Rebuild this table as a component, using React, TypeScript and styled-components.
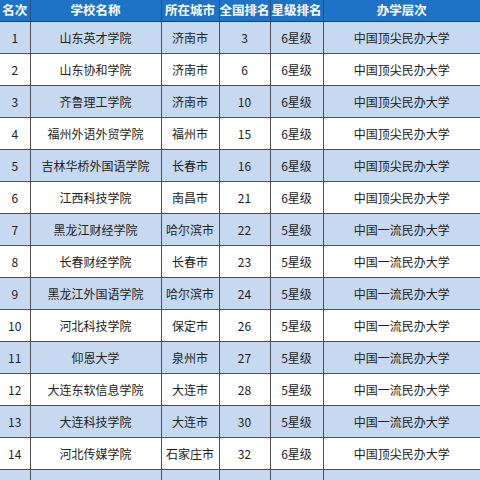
import styled, { createGlobalStyle } from 'styled-components';

const GlobalStyle = createGlobalStyle`
  html, body {
    margin: 0;
    padding: 0;
    background: #fff;
    overflow: hidden;
  }
  body {
    font-family: "Noto Sans CJK SC", "Noto Sans", sans-serif;
  }
`;

interface School {
  rank: number;
  name: string;
  city: string;
  national: number;
  star: string;
  level: string;
}

const TOP = '中国顶尖民办大学';
const FIRST = '中国一流民办大学';

const schools: School[] = [
  { rank: 1, name: '山东英才学院', city: '济南市', national: 3, star: '6星级', level: TOP },
  { rank: 2, name: '山东协和学院', city: '济南市', national: 6, star: '6星级', level: TOP },
  { rank: 3, name: '齐鲁理工学院', city: '济南市', national: 10, star: '6星级', level: TOP },
  { rank: 4, name: '福州外语外贸学院', city: '福州市', national: 15, star: '6星级', level: TOP },
  { rank: 5, name: '吉林华桥外国语学院', city: '长春市', national: 16, star: '6星级', level: TOP },
  { rank: 6, name: '江西科技学院', city: '南昌市', national: 21, star: '6星级', level: TOP },
  { rank: 7, name: '黑龙江财经学院', city: '哈尔滨市', national: 22, star: '5星级', level: FIRST },
  { rank: 8, name: '长春财经学院', city: '长春市', national: 23, star: '5星级', level: FIRST },
  { rank: 9, name: '黑龙江外国语学院', city: '哈尔滨市', national: 24, star: '5星级', level: FIRST },
  { rank: 10, name: '河北科技学院', city: '保定市', national: 26, star: '5星级', level: FIRST },
  { rank: 11, name: '仰恩大学', city: '泉州市', national: 27, star: '5星级', level: FIRST },
  { rank: 12, name: '大连东软信息学院', city: '大连市', national: 28, star: '5星级', level: FIRST },
  { rank: 13, name: '大连科技学院', city: '大连市', national: 30, star: '5星级', level: FIRST },
  { rank: 14, name: '河北传媒学院', city: '石家庄市', national: 32, star: '6星级', level: TOP },
  { rank: 15, name: '安徽新华学院', city: '合肥市', national: 33, star: '5星级', level: FIRST },
  { rank: 16, name: '西安外事学院', city: '西安市', national: 35, star: '5星级', level: FIRST },
];

const columns = [
  { title: '名次', width: 30 },
  { title: '学校名称', width: 131 },
  { title: '所在城市', width: 58 },
  { title: '全国排名', width: 51 },
  { title: '星级排名', width: 53 },
  { title: '办学层次', width: 157 },
];

const Frame = styled.div`
  width: 480px;
  height: 480px;
  overflow: hidden;
`;

const Table = styled.table`
  width: 480px;
  table-layout: fixed;
  border-collapse: collapse;
  border-spacing: 0;
`;

const HeadRow = styled.tr`
  height: 21px;
  background: #1f73c7;
`;

const HeadCell = styled.th`
  padding: 0;
  color: #fff;
  font-size: 12.5px;
  font-weight: 700;
  line-height: 20px;
  text-align: center;
  white-space: nowrap;
  border-left: 1px solid #2a4f7a;
  border-bottom: 1px solid #3a3a3a;

  &:first-child {
    border-left: none;
  }
`;

const BodyRow = styled.tr<{ $shaded: boolean }>`
  height: 32px;
  background: ${({ $shaded }) => ($shaded ? '#c6d9f0' : '#ffffff')};
`;

const Cell = styled.td`
  padding: 0;
  color: #222;
  font-size: 12px;
  line-height: 31px;
  text-align: center;
  white-space: nowrap;
  overflow: hidden;
  border-left: 1px solid #505050;
  border-bottom: 1px solid #505050;

  &:first-child {
    border-left: none;
  }
`;

export default function App() {
  return (
    <Frame>
      <GlobalStyle />
      <Table>
        <colgroup>
          {columns.map((c) => (
            <col key={c.title} style={{ width: c.width }} />
          ))}
        </colgroup>
        <thead>
          <HeadRow>
            {columns.map((c) => (
              <HeadCell key={c.title}>{c.title}</HeadCell>
            ))}
          </HeadRow>
        </thead>
        <tbody>
          {schools.map((s) => (
            <BodyRow key={s.rank} $shaded={s.rank % 2 === 1}>
              <Cell>{s.rank}</Cell>
              <Cell>{s.name}</Cell>
              <Cell>{s.city}</Cell>
              <Cell>{s.national}</Cell>
              <Cell>{s.star}</Cell>
              <Cell>{s.level}</Cell>
            </BodyRow>
          ))}
        </tbody>
      </Table>
    </Frame>
  );
}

===

GOAL OF THE EXERCISE –
Skip every picture and return the lines above from the top through the one that contains "const FIRST = '中国一流民办大学';".

SOLUTION BELOW –
Rebuild this table as a component, using React, TypeScript and styled-components.
import styled, { createGlobalStyle } from 'styled-components';

const GlobalStyle = createGlobalStyle`
  html, body {
    margin: 0;
    padding: 0;
    background: #fff;
    overflow: hidden;
  }
  body {
    font-family: "Noto Sans CJK SC", "Noto Sans", sans-serif;
  }
`;

interface School {
  rank: number;
  name: string;
  city: string;
  national: number;
  star: string;
  level: string;
}

const TOP = '中国顶尖民办大学';
const FIRST = '中国一流民办大学';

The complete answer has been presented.